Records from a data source
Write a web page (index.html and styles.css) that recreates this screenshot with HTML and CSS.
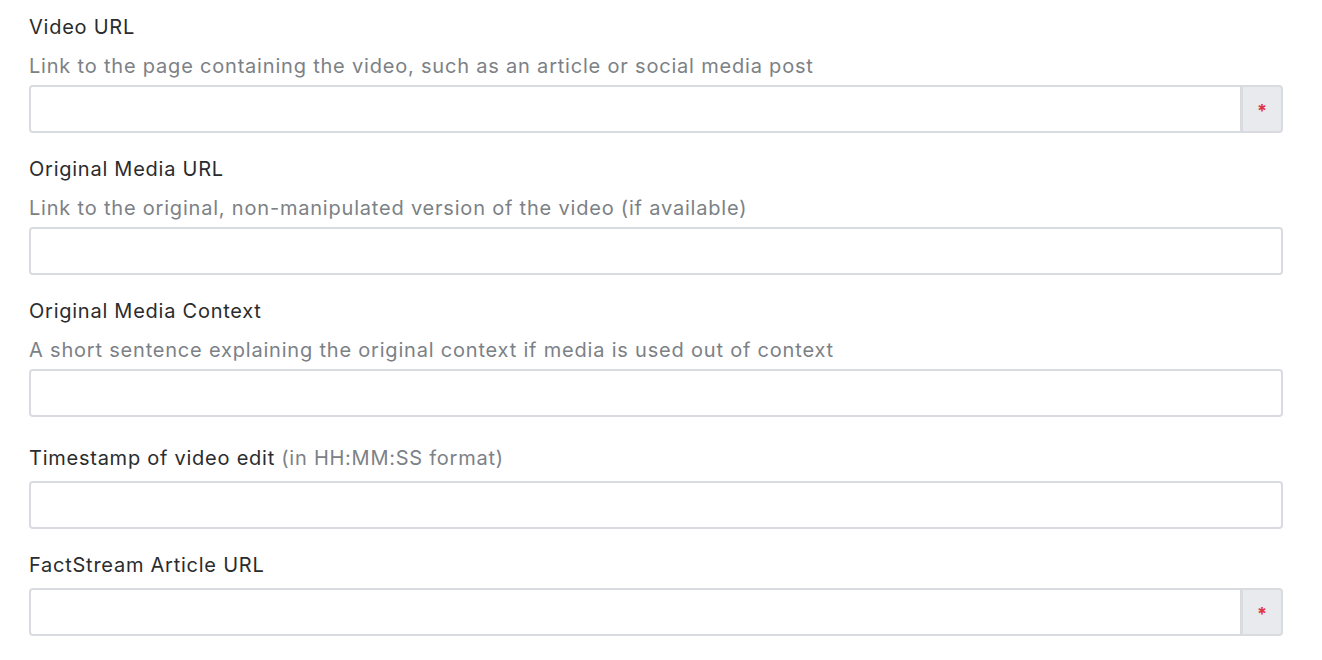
FILE: index.html
```html
<!DOCTYPE html>
<html lang="en">
<head>
    <meta charset="UTF-8">
    <meta name="viewport" content="width=device-width, initial-scale=1.0">
    <title>Video Submission</title>
    <link rel="stylesheet" href="styles.css">
</head>
<body>
    <form class="video-form">
        <div class="field">
            <label for="video-url">Video URL</label>
            <p class="help">Link to the page containing the video, such as an article or social media post</p>
            <div class="input-group">
                <input type="text" id="video-url">
                <span class="addon">*</span>
            </div>
        </div>
        <div class="field">
            <label for="original-url">Original Media URL</label>
            <p class="help">Link to the original, non-manipulated version of the video (if available)</p>
            <div class="input-group">
                <input type="text" id="original-url">
            </div>
        </div>
        <div class="field">
            <label for="original-context">Original Media Context</label>
            <p class="help">A short sentence explaining the original context if media is used out of context</p>
            <div class="input-group">
                <input type="text" id="original-context">
            </div>
        </div>
        <div class="field field-timestamp">
            <label for="timestamp">Timestamp of video edit <span class="hint">(in HH:MM:SS format)</span></label>
            <div class="input-group">
                <input type="text" id="timestamp">
            </div>
        </div>
        <div class="field">
            <label for="article-url">FactStream Article URL</label>
            <div class="input-group">
                <input type="text" id="article-url">
                <span class="addon">*</span>
            </div>
        </div>
    </form>
</body>
</html>
```

FILE: styles.css
```css
body {
    font-family: Inter, "Noto Sans", Arial, sans-serif;
    background-color: #fff;
    color: #2a2c2e;
    margin: 0;
    padding: 0;
}
.video-form {
    padding: 15px 39px 0 29px;
}
.field {
    margin-bottom: 24px;
}
.field-timestamp {
    margin-top: 29px;
}
.field label {
    display: block;
    font-size: 20px;
    line-height: 24px;
    letter-spacing: 0.75px;
    margin-bottom: 11px;
}
.field .hint {
    color: #7c8186;
}
.help {
    font-size: 20px;
    line-height: 24px;
    letter-spacing: 0.8px;
    color: #7c8186;
    margin: 15px 0 7px;
}
.input-group {
    display: flex;
    height: 48px;
}
.input-group input {
    flex: 1;
    min-width: 0;
    height: 100%;
    box-sizing: border-box;
    border: 2px solid #d8dce0;
    border-radius: 4px;
    padding: 0 12px;
    font-size: 18px;
    font-family: inherit;
    background-color: #fff;
}
.input-group input:not(:last-child) {
    border-radius: 4px 0 0 4px;
}
.addon {
    width: 43px;
    box-sizing: border-box;
    display: flex;
    align-items: center;
    justify-content: center;
    background-color: #e9eaee;
    border: 2px solid #d8dce0;
    border-left-width: 3px;
    margin-left: -2px;
    border-radius: 0 4px 4px 0;
    color: #dc3545;
    font-size: 18px;
    font-weight: 700;
    padding-top: 2px;
}
```
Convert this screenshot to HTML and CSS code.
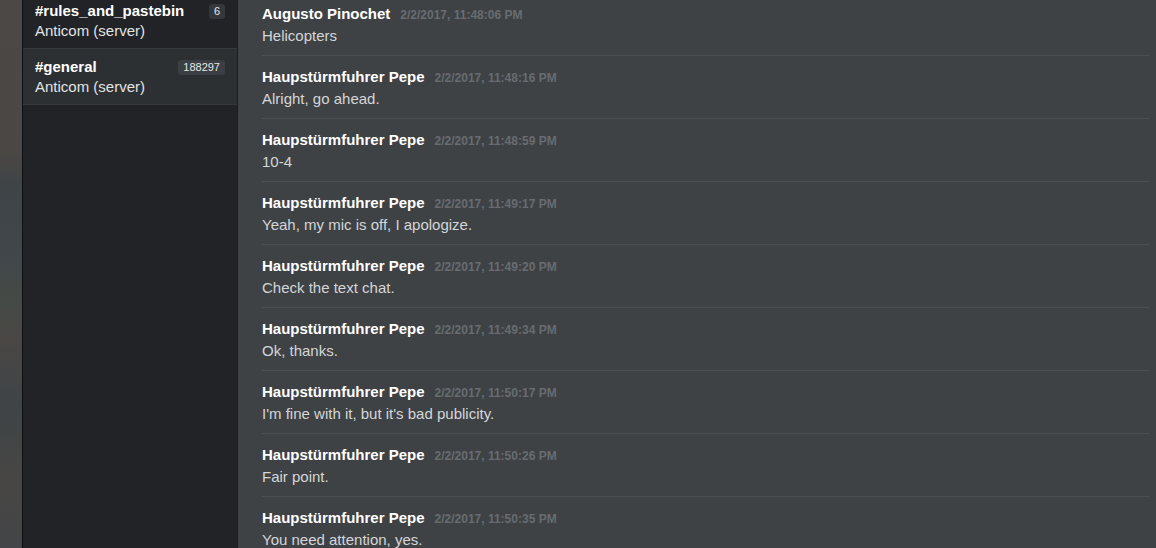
FILE: index.html
```html
<!DOCTYPE html>
<html lang="en">
<head>
    <meta charset="UTF-8">
    <meta name="viewport" content="width=device-width, initial-scale=1.0">
    <title>Anticom - #general</title>
    <link rel="stylesheet" href="styles.css">
</head>
<body>
    <div class="desktop"></div>

    <div class="sidebar">
        <div class="channels">
            <div class="channel">
                <div class="channel-top">
                    <span class="channel-name">#rules_and_pastebin</span>
                    <span class="badge">6</span>
                </div>
                <div class="server">Anticom (server)</div>
            </div>
            <div class="channel active">
                <div class="channel-top">
                    <span class="channel-name">#general</span>
                    <span class="badge">188297</span>
                </div>
                <div class="server">Anticom (server)</div>
            </div>
        </div>
    </div>

    <div class="chat">
        <div class="messages">
            <div class="message">
                <div class="meta"><span class="author">Augusto Pinochet</span><span class="time">2/2/2017, 11:48:06 PM</span></div>
                <div class="text">Helicopters</div>
            </div>
            <div class="message">
                <div class="meta"><span class="author">Haupstürmfuhrer Pepe</span><span class="time">2/2/2017, 11:48:16 PM</span></div>
                <div class="text">Alright, go ahead.</div>
            </div>
            <div class="message">
                <div class="meta"><span class="author">Haupstürmfuhrer Pepe</span><span class="time">2/2/2017, 11:48:59 PM</span></div>
                <div class="text">10-4</div>
            </div>
            <div class="message">
                <div class="meta"><span class="author">Haupstürmfuhrer Pepe</span><span class="time">2/2/2017, 11:49:17 PM</span></div>
                <div class="text">Yeah, my mic is off, I apologize.</div>
            </div>
            <div class="message">
                <div class="meta"><span class="author">Haupstürmfuhrer Pepe</span><span class="time">2/2/2017, 11:49:20 PM</span></div>
                <div class="text">Check the text chat.</div>
            </div>
            <div class="message">
                <div class="meta"><span class="author">Haupstürmfuhrer Pepe</span><span class="time">2/2/2017, 11:49:34 PM</span></div>
                <div class="text">Ok, thanks.</div>
            </div>
            <div class="message">
                <div class="meta"><span class="author">Haupstürmfuhrer Pepe</span><span class="time">2/2/2017, 11:50:17 PM</span></div>
                <div class="text">I'm fine with it, but it's bad publicity.</div>
            </div>
            <div class="message">
                <div class="meta"><span class="author">Haupstürmfuhrer Pepe</span><span class="time">2/2/2017, 11:50:26 PM</span></div>
                <div class="text">Fair point.</div>
            </div>
            <div class="message">
                <div class="meta"><span class="author">Haupstürmfuhrer Pepe</span><span class="time">2/2/2017, 11:50:35 PM</span></div>
                <div class="text">You need attention, yes.</div>
            </div>
        </div>
    </div>
</body>
</html>
```

FILE: styles.css
```css
html, body {
    height: 100%;
}

body {
    margin: 0;
    padding: 0;
    display: flex;
    overflow: hidden;
    font-family: "Liberation Sans", Arial, sans-serif;
    font-size: 15px;
    background-color: #3e4245;
}

.desktop {
    width: 22px;
    flex-shrink: 0;
    background: linear-gradient(to bottom, #4b4845 0%, #4a4744 28%, #3f4447 34%, #42474b 48%, #454a45 55%, #4a4745 62%, #3f4447 74%, #474644 88%, #444548 100%);
    border-right: 1px solid #0e0f10;
}

.sidebar {
    width: 214px;
    flex-shrink: 0;
    background-color: #212327;
    border-right: 1px solid #1b1c1f;
    overflow: hidden;
}

.channels {
    margin-top: -7px;
}

.channel {
    padding: 8px 12px 7px 12px;
    border-bottom: 1px solid #36393c;
    line-height: 20px;
}

.channel.active {
    background-color: #2d3033;
}

.channel-top {
    display: flex;
    justify-content: space-between;
    align-items: center;
    height: 20px;
}

.channel-name {
    font-weight: bold;
    color: #ffffff;
}

.server {
    color: #e2e3e4;
}

.badge {
    font-size: 11px;
    line-height: 15px;
    padding: 0 5px;
    border-radius: 3px;
    color: #e6e7e8;
    background-color: #34373b;
}

.channel.active .badge {
    background-color: #3b3e42;
}

.chat {
    flex: 1;
    overflow: hidden;
    padding-left: 24px;
    padding-right: 7px;
}

.messages {
    margin-top: -7px;
}

.message {
    padding: 10px 0 8px 0;
    border-bottom: 1px solid #4b4f52;
    line-height: 22px;
}

.meta {
    display: flex;
    align-items: baseline;
    gap: 10px;
    height: 22px;
}

.author {
    font-weight: bold;
    color: #ffffff;
}

.time {
    font-size: 12px;
    font-weight: bold;
    color: #686c70;
}

.text {
    color: #d4d6d8;
    height: 22px;
}
```
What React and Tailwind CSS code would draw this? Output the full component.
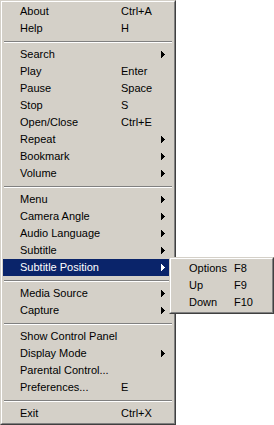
import React from "react";

const groups = [
  [
    { label: "About", key: "Ctrl+A" },
    { label: "Help", key: "H" },
  ],
  [
    { label: "Search", sub: true },
    { label: "Play", key: "Enter" },
    { label: "Pause", key: "Space" },
    { label: "Stop", key: "S" },
    { label: "Open/Close", key: "Ctrl+E" },
    { label: "Repeat", sub: true },
    { label: "Bookmark", sub: true },
    { label: "Volume", sub: true },
  ],
  [
    { label: "Menu", sub: true },
    { label: "Camera Angle", sub: true },
    { label: "Audio Language", sub: true },
    { label: "Subtitle", sub: true },
    { label: "Subtitle Position", sub: true, active: true },
  ],
  [
    { label: "Media Source", sub: true },
    { label: "Capture", sub: true },
  ],
  [
    { label: "Show Control Panel" },
    { label: "Display Mode", sub: true },
    { label: "Parental Control..." },
    { label: "Preferences...", key: "E" },
  ],
  [{ label: "Exit", key: "Ctrl+X" }],
];

const subItems = [
  { label: "Options", key: "F8" },
  { label: "Up", key: "F9" },
  { label: "Down", key: "F10" },
];

function Arrow({ white }) {
  return (
    <svg width="4" height="7" viewBox="0 0 4 7" className="shrink-0" shapeRendering="crispEdges">
      <polygon points="0,0 4,3.5 0,7" fill={white ? "#ffffff" : "#000000"} />
    </svg>
  );
}

function Separator() {
  return (
    <div className="h-[9px] pt-[4px] px-px">
      <div className="h-px bg-[#808080]" />
      <div className="h-px bg-white" />
    </div>
  );
}

function Frame({ className, children }) {
  return (
    <div
      className={`border border-t-[#d4d0c8] border-l-[#d4d0c8] border-r-[#404040] border-b-[#404040] bg-[#d4d0c8] ${className}`}
    >
      <div className="border border-t-white border-l-white border-r-[#808080] border-b-[#808080] p-px">
        {children}
      </div>
    </div>
  );
}

function Row({ item }) {
  return (
    <div
      className={`flex h-[17px] items-center pl-[17px] pr-[8px] leading-[17px] ${
        item.active ? "bg-[#0a246a] text-white" : "text-black"
      }`}
    >
      <span className="w-[101px] shrink-0 whitespace-nowrap">{item.label}</span>
      <span className="flex-1 whitespace-nowrap">{item.key}</span>
      {item.sub && <Arrow white={item.active} />}
    </div>
  );
}

export default function App() {
  return (
    <div
      className="relative h-[425px] w-[274px] overflow-hidden bg-white text-[11px]"
      style={{ fontFamily: '"Liberation Sans", Arial, sans-serif' }}
    >
      <Frame className="w-[176px]">
        {groups.map((group, gi) => (
          <div key={gi}>
            {gi > 0 && <Separator />}
            {group.map((item) => (
              <Row key={item.label} item={item} />
            ))}
          </div>
        ))}
      </Frame>

      <Frame className="absolute left-[169px] top-[257px] w-[105px]">
        {subItems.map((item) => (
          <div key={item.label} className="flex h-[17px] items-center pl-[17px] leading-[17px] text-black">
            <span className="w-[45px] shrink-0">{item.label}</span>
            <span>{item.key}</span>
          </div>
        ))}
      </Frame>
    </div>
  );
}
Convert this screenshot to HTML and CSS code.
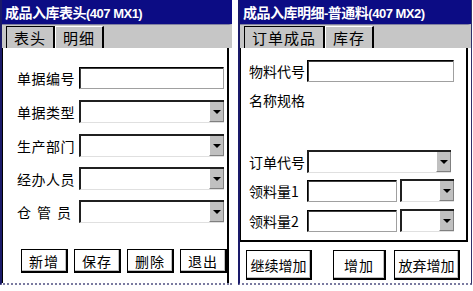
FILE: index.html
```html
<!DOCTYPE html>
<html lang="zh-CN">
<head>
    <meta charset="UTF-8">
    <title>成品入库</title>
    <link rel="stylesheet" href="styles.css">
</head>
<body>
<div class="screen">
    <div class="win winLeft">
        <div class="titleBar"><span class="titleText">成品入库表头</span><span class="titleCode">(407 MX1)</span></div>
        <div class="tabStrip">
            <span class="tab tabActive">表头</span>
            <span class="tab">明细</span>
        </div>
        <div class="page pageLeft">
            <div class="row rowFirst">
                <span class="label">单据编号</span>
                <span class="edit wide"></span>
            </div>
            <div class="row">
                <span class="label">单据类型</span>
                <span class="combo wide"><span class="arrow"></span></span>
            </div>
            <div class="row">
                <span class="label">生产部门</span>
                <span class="combo wide"><span class="arrow"></span></span>
            </div>
            <div class="row">
                <span class="label">经办人员</span>
                <span class="combo wide"><span class="arrow"></span></span>
            </div>
            <div class="row">
                <span class="label spaced">仓管员</span>
                <span class="combo wide"><span class="arrow"></span></span>
            </div>
            <div class="btnRow">
                <button class="btn">新增</button>
                <button class="btn">保存</button>
                <button class="btn">删除</button>
                <button class="btn">退出</button>
            </div>
        </div>
    </div>

    <div class="win winRight">
        <div class="titleBar"><span class="titleText">成品入库明细</span><span class="titleCode">-</span><span class="titleText">普通料</span><span class="titleCode">(407 MX2)</span></div>
        <div class="tabStrip">
            <span class="tab tabActive">订单成品</span>
            <span class="tab">库存</span>
        </div>
        <div class="page pageRight">
            <div class="row rowFirst">
                <span class="label">物料代号</span>
                <span class="edit wideR"></span>
            </div>
            <div class="row">
                <span class="label">名称规格</span>
            </div>
            <div class="row rowOrder">
                <span class="label">订单代号</span>
                <span class="combo wideO"><span class="arrow"></span></span>
            </div>
            <div class="row rowQty">
                <span class="label">领料量1</span>
                <span class="edit qty"></span>
                <span class="combo unit"><span class="arrow"></span></span>
            </div>
            <div class="row rowQty">
                <span class="label">领料量2</span>
                <span class="edit qty"></span>
                <span class="combo unit"><span class="arrow"></span></span>
            </div>
        </div>
        <div class="btnRow btnRowRight">
            <button class="btn btnLong">继续增加</button>
            <button class="btn btnMid">增加</button>
            <button class="btn btnLong">放弃增加</button>
        </div>
    </div>
</div>
</body>
</html>
```

FILE: styles.css
```css
body {
    margin: 0;
    background: #ffffff;
    font-family: "Noto Sans CJK SC", "Liberation Sans", sans-serif;
    font-size: 14px;
    color: #000000;
}

.screen {
    display: flex;
    gap: 6px;
    width: 473px;
    height: 291px;
}

.win {
    display: flex;
    flex-direction: column;
    height: 285px;
    border-left: 2px solid #1a1a6a;
    border-bottom: 2px dotted #7a7aa0;
    box-sizing: border-box;
}

.winLeft {
    width: 232px;
}

.winRight {
    width: 234px;
    border-right: 1px solid #30306a;
}

.titleBar {
    height: 24px;
    background: #0c0c84;
    color: #ffffff;
    font-weight: bold;
    font-size: 14px;
    line-height: 24px;
    padding-left: 3px;
    white-space: nowrap;
    letter-spacing: -0.5px;
}

.titleCode {
    font-family: "Liberation Sans", sans-serif;
    font-size: 13px;
}

.tabStrip {
    height: 24px;
    background: #c6c6c6;
    display: flex;
    align-items: flex-end;
    padding-left: 4px;
    border-top: 1px solid #8080a0;
    border-right: 3px solid #c6c6c6;
    box-sizing: border-box;
}

.tab {
    height: 21px;
    line-height: 21px;
    padding: 0 7px;
    border-left: 1px solid #ffffff;
    border-top: 1px solid #ffffff;
    border-right: 2px solid #000000;
    font-size: 15px;
    letter-spacing: 1px;
    background: #c6c6c6;
}

.tabActive {
    border-left: 1px solid #000000;
    border-top: 1px solid #000000;
}

.page {
    background: #ffffff;
    border-right: 2px solid #000000;
    border-left: 1px solid #000000;
    margin-right: 3px;
}

.pageLeft {
    flex: 1;
    padding: 18px 0 0 14px;
}

.pageRight {
    height: 194px;
    padding: 11px 0 0 8px;
    border-bottom: 2px solid #000000;
    box-sizing: border-box;
}

.row {
    display: flex;
    align-items: center;
    height: 23px;
    margin-bottom: 11px;
}

.pageLeft .row:nth-child(3),
.pageLeft .row:nth-child(4) {
    margin-bottom: 10px;
}

.pageRight .row {
    margin-bottom: 6px;
}

.pageRight .rowOrder {
    margin-top: 39px;
}

.pageRight .rowQty {
    margin-bottom: 7px;
}

.label {
    width: 62px;
    flex: none;
    white-space: nowrap;
    letter-spacing: 0.5px;
}

.pageRight .label {
    width: 58px;
    letter-spacing: 0;
}

.spaced {
    letter-spacing: 6px;
}

.edit {
    height: 22px;
    border: 1px solid #000000;
    border-right-color: #a0a0a0;
    border-bottom-color: #a0a0a0;
    box-shadow: inset 1px 1px 0 #404040;
    box-sizing: border-box;
    background: #ffffff;
}

.combo {
    height: 23px;
    border-top: 2px solid #202020;
    border-left: 2px solid #202020;
    border-bottom: 1px solid #e0e0e0;
    box-sizing: border-box;
    display: flex;
    justify-content: flex-end;
    background: #ffffff;
}

.arrow {
    width: 15px;
    height: 100%;
    background: #c0c0c0;
    border-left: 1px solid #ffffff;
    border-right: 1px solid #808080;
    border-bottom: 1px solid #808080;
    box-sizing: border-box;
    position: relative;
}

.arrow::after {
    content: "";
    position: absolute;
    left: 3px;
    top: 8px;
    border-left: 4px solid transparent;
    border-right: 4px solid transparent;
    border-top: 4px solid #000000;
}

.wide {
    width: 145px;
}

.wideR {
    width: 147px;
}

.wideO {
    width: 144px;
}

.qty {
    width: 90px;
    margin-right: 3px;
}

.unit {
    width: 54px;
}

.btnRow {
    display: flex;
    gap: 6px;
    margin-top: 26px;
    padding-left: 4px;
}

.btn {
    height: 24px;
    padding: 0;
    font-family: inherit;
    font-size: 14px;
    letter-spacing: 1px;
    white-space: nowrap;
    background: #ffffff;
    border: 1px solid #000000;
    border-right-width: 2px;
    border-bottom-width: 2px;
    box-shadow: inset -1px -1px 0 #c0c0c0;
    color: #000000;
}

.pageLeft .btn {
    width: 47px;
}

.btnRowRight {
    margin-top: 8px;
    padding-left: 6px;
    gap: 0;
}

.btnLong {
    width: 66px;
    height: 30px;
    letter-spacing: 0;
}

.btnMid {
    width: 53px;
    height: 30px;
    margin: 0 8px 0 21px;
}
```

### TASK TO CARRY OUT
Gather each line in the data that holds the string "with".

### ANSWER BELOW
Write a web page (index.html and styles.css) that recreates this screenshot with HTML and CSS.
                <div class="text">I'm fine with it, but it's bad publicity.</div>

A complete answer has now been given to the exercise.